3.6 KiB
Scrapy is an open-source and collaborative framework for extracting the data you need from websites in a fast, simple, yet extensible way. It's widely used for web scraping and has built-in support for extracting data from HTML/XML sources using XPath and CSS selectors. Scrapy is designed with a focus on crawling websites and extracting structured data from these pages. Here’s a concise reference guide for common use cases with Scrapy:
Scrapy Reference Guide
Installation
pip install scrapy
Creating a Scrapy Project
To start a new Scrapy project, navigate to the directory where you want your project to be and run:
scrapy startproject myproject
This command creates a myproject directory with the following structure:
myproject/
scrapy.cfg # deploy configuration file
myproject/ # project's Python module, you'll import your code from here
__init__.py
items.py # project items definition file
middlewares.py # project middlewares file
pipelines.py # project pipelines file
settings.py # project settings file
spiders/ # a directory where you'll later put your spiders
__init__.py
Defining Items
Items are models that define the structure of the scraped data.

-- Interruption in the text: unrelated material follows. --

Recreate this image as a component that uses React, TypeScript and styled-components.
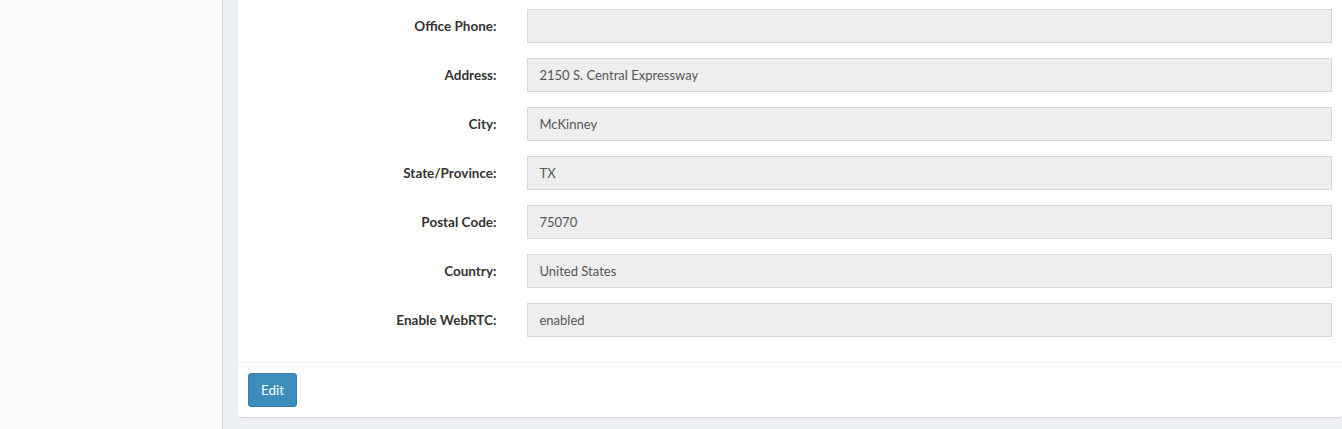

They are defined in items.py:
import scrapy
class MyItem(scrapy.Item):
name = scrapy.Field()
description = scrapy.Field()
Writing Spiders
Spiders are classes that you define and that Scrapy uses to scrape information from a website (or a group of websites). They must subclass scrapy.Spider and define the initial requests to make, optionally how to follow links in the pages, and how to parse the downloaded page content to extract data.
import scrapy
class MySpider(scrapy.Spider):
name = "my_spider"
start_urls = [
'http://example.com',
]
def parse(self, response):
yield {
'url': response.url,
'title': response.css('title::text').get(),
}
Running Spiders
To run a spider, use the scrapy crawl command followed by the spider’s name:
scrapy crawl my_spider
Storing the Scraped Data
The simplest way to store the scraped data is by using the -o option in the scrapy crawl command, which will generate a file containing the scraped data in your chosen format:
scrapy crawl my_spider -o output.json
Middleware and Pipelines
- Middlewares allow you to add custom processing to requests and responses.

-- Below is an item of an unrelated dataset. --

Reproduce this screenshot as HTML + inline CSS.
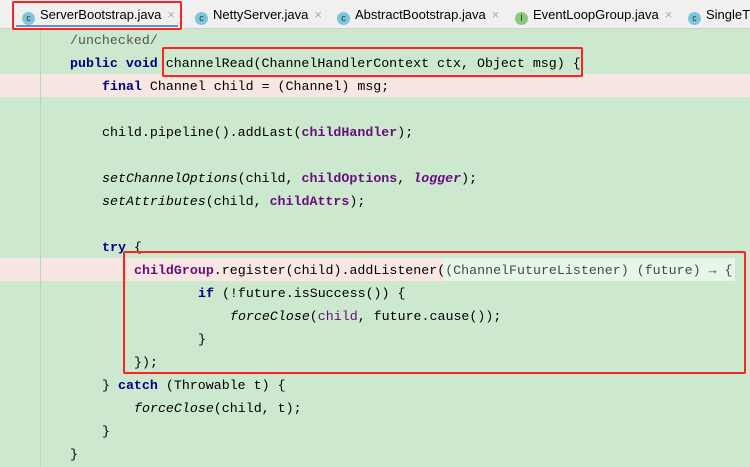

- Item Pipelines allow you to process and filter the items returned by your spiders. They are defined in
pipelines.pyand need to be activated in your project’ssettings.py.
Scrapy Shell
Scrapy provides an interactive shell for trying out the selectors without running the spider. It’s very useful for developing and debugging:
scrapy shell 'http://example.com'
Scrapy is built for efficiency, capable of handling multiple requests concurrently and making it significantly faster than manually written scripts for web scraping. This guide covers basic functionalities, but Scrapy's capabilities extend to a broad range of advanced features, including logging, extensions for deep customization, and built-in support for exporting scraped data in various formats.
Scrapy’s architecture is built around "spiders," which are self-contained crawlers that are given a set of instructions. In combination with its powerful selector and item capabilities, Scrapy is suited for complex web scraping tasks, from simple website crawls to large-scale web scraping operations.